Despite offering an opportunity to skewer exceptionalist arrogance, the shutdown was not a good thing.
Published in the December 2013 issue of the New Internationalist.
“Rival Clans Push Nation to Verge of Failed State”? Given the events of the past few months, if such a hypothetical headline were applied to the United States, it would be hard to argue with the portrayal.
In one of the most amusing articles to appear surrounding the two-week shutdown of the American government, journalist Joshua Keating covered Washington using the condescending tropes that the U.S. press usually reserves for its reporting on the global South.
“The pleasant autumn weather disguises a government teetering on the brink,” he wrote. “Because, at midnight Monday night, the government of this intensely proud and nationalistic people will shut down, a drastic sign of political dysfunction in this moribund republic.” The source of conflict, Keating noted wryly, was “a controversial plan intended to bring the nation’s health care system in line with international standards.”
Despite offering an opportunity to skewer exceptionalist arrogance, the shutdown was not a good thing. Nevertheless, it did provide some illuminating lessons in American politics.
One concerned the priorities of superpower. As the shutdown commenced, U.S. lawmakers exempted those government services they deemed “essential.” In doing so, they brought their biases into ugly relief.
Early education programs for at-risk kids, shelters for victims of domestic abuse, and nutrition supplements for infants born into poverty were all cut off. Yet two Congressional gyms—with exclusive swimming pools, saunas, and paddleball courts for the politicians who caused the crisis—remained operational. Only towel service was suspended.
Some have suggested that the shuttering of the federal government should have been a utopian fantasy come true for anarchists, including those who helped establish Occupy encampments. In fact, it presented a vision of the state at its meanest. National Security Agency surveillance and Pentagon drone deployments did not miss a beat during the Washington standoff—a reminder that, even if we are regularly disgusted with the government, we ignore at our peril the debate over its shape and activity.
A second lesson was that big business’ manipulation of political life is often not as neat as critics imagine. The Tea Party-identified leaders of the shutdown hail from the South and are protected by electoral districts that were drawn to remain white and conservative. Their willingness to jeopardize the U.S. bond market and their xenophobic stances on issues such as immigration put them at odds with traditional, Wall Street-cozy power brokers.
The result has been a curious divide. “How did corporate America lose control of the Republican Party?” the New York Times asked in September.

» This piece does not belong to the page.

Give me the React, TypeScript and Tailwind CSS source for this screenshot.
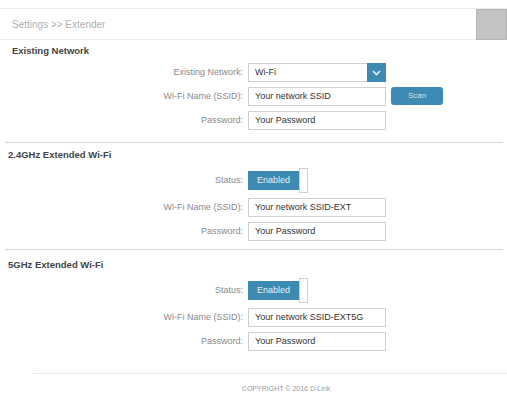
import React from 'react';

const label = "w-[248px] pr-[5px] text-right text-[9px] text-[#8a8a8a] leading-none";
const box = "w-[138px] h-[19px] border border-[#cfcfcf] bg-white flex items-center px-[6px] text-[9px] text-[#333] leading-none";
const heading = "h-[12px] flex items-center text-[9.5px] font-bold text-[#444]";

function Field({ name, value }: { name: string; value: string }) {
  return (
    <div className="flex items-center">
      <div className={label}>{name}</div>
      <div className={box}>{value}</div>
    </div>
  );
}

function Toggle() {
  return (
    <div className="flex items-center h-[25px]">
      <div className={label}>Status:</div>
      <div className="flex items-center">
        <div className="w-[51px] h-[19px] bg-[#3d8ab3] text-[#e6f1f7] text-[9px] leading-none flex items-center justify-center">
          Enabled
        </div>
        <div className="w-[9px] h-[25px] border border-[#cfcfcf] bg-white" />
      </div>
    </div>
  );
}

export default function App() {
  return (
    <div className="w-[507px] h-[393px] bg-white overflow-hidden" style={{ fontFamily: '"Liberation Sans", Arial, sans-serif' }}>
      {/* Breadcrumb */}
      <div className="mt-[8px] flex h-[32px] border-t border-[#ececec]">
        <div className="flex-1 border-b border-[#ececec] flex items-center pl-[12px] text-[10px] text-[#b0b0b0]">
          Settings &gt;&gt; Extender
        </div>
        <div className="w-[31px] bg-[#c3c3c3] border border-[#b5b5b5]" />
      </div>

      {/* Existing Network */}
      <div className={`mt-[5px] pl-[12px] ${heading}`}>Existing Network</div>
      <div className="mt-[6px] flex flex-col gap-[5px]">
        <div className="flex items-center">
          <div className={label}>Existing Network:</div>
          <div className="w-[138px] h-[19px] border border-[#cfcfcf] bg-white flex items-center">
            <span className="flex-1 px-[6px] text-[9px] text-[#333] leading-none">Wi-Fi</span>
            <div className="w-[19px] h-[19px] -mr-px bg-[#3d8ab3] flex items-center justify-center">
              <svg width="9" height="6" viewBox="0 0 9 6" fill="none">
                <path d="M1 1l3.5 3.5L8 1" stroke="#e6f1f7" strokeWidth="1.6" />
              </svg>
            </div>
          </div>
        </div>
        <div className="flex items-center">
          <div className={label}>Wi-Fi Name (SSID):</div>
          <div className={box}>Your network SSID</div>
          <button className="ml-[5px] -mt-[2px] w-[52px] h-[18px] rounded-[3px] bg-[#3d8ab3] text-[#cfe3ee] text-[8px] leading-none">
            Scan
          </button>
        </div>
        <Field name="Password:" value="Your Password" />
      </div>

      <div className="mt-[12px] ml-[5px] mr-[4px] border-t border-[#d6d6d6]" />

      {/* 2.4GHz */}
      <div className={`mt-[6px] pl-[8px] ${heading}`}>2.4GHz Extended Wi-Fi</div>
      <div className="mt-[7px] flex flex-col gap-[5px]">
        <Toggle />
        <Field name="Wi-Fi Name (SSID):" value="Your network SSID-EXT" />
        <Field name="Password:" value="Your Password" />
      </div>

      <div className="mt-[8px] ml-[5px] mr-[4px] border-t border-[#d6d6d6]" />

      {/* 5GHz */}
      <div className={`mt-[9px] pl-[8px] ${heading}`}>5GHz Extended Wi-Fi</div>
      <div className="mt-[7px] flex flex-col gap-[5px]">
        <Toggle />
        <Field name="Wi-Fi Name (SSID):" value="Your network SSID-EXT5G" />
        <Field name="Password:" value="Your Password" />
      </div>

      {/* Footer */}
      <div className="mt-[22px] ml-[33px] border-t border-[#e6e6e6]" />
      <div className="mt-[9px] h-[10px] flex items-center justify-center pl-[65px] text-[7px] text-[#9a9a9a] leading-none">
        COPYRIGHT © 2016 D-Link
      </div>
    </div>
  );
}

The truth is that various tensions—regional splits, schisms between corporate elites and cultural conservatives, and even conflicts between different sectors of the business community—surface periodically. Since the 1990s, neoliberal Democrats have leapt at the chance to woo over moneyed supporters by ever more fervently embracing “free market” fundamentalism while retaining a vestige of social liberalism.
For those who oppose rule by the rich altogether, that’s hardly a heartening development. Yet splits on the right can sometimes bear unexpected fruit.
The neoconservatives of the George W. Bush administration were driven more by dreams of American imperial greatness than by short-term business considerations. The likes of Halliburton and Lockheed Martin were happy to go along. But, after an invasion of Iraq that was massively unpopular across the globe, McDonald’s, Coca-Cola, and other purveyors of U.S. consumer goods worried that “Brand America” was taking an unprofitable hit. By Bush’s second term, such corporate discontent helped antiwar sentiment reach into unexpected quarters.
In the case of the Tea Party extremists versus Wall Street “moderates,” it’s hard to tell whom to root for. Yet a divided enemy is weaker than a united one, and the post-shutdown moment offers an intriguing possibility: that someone will yet figure out how to put one rival clan or the other into the accidental service of democracy.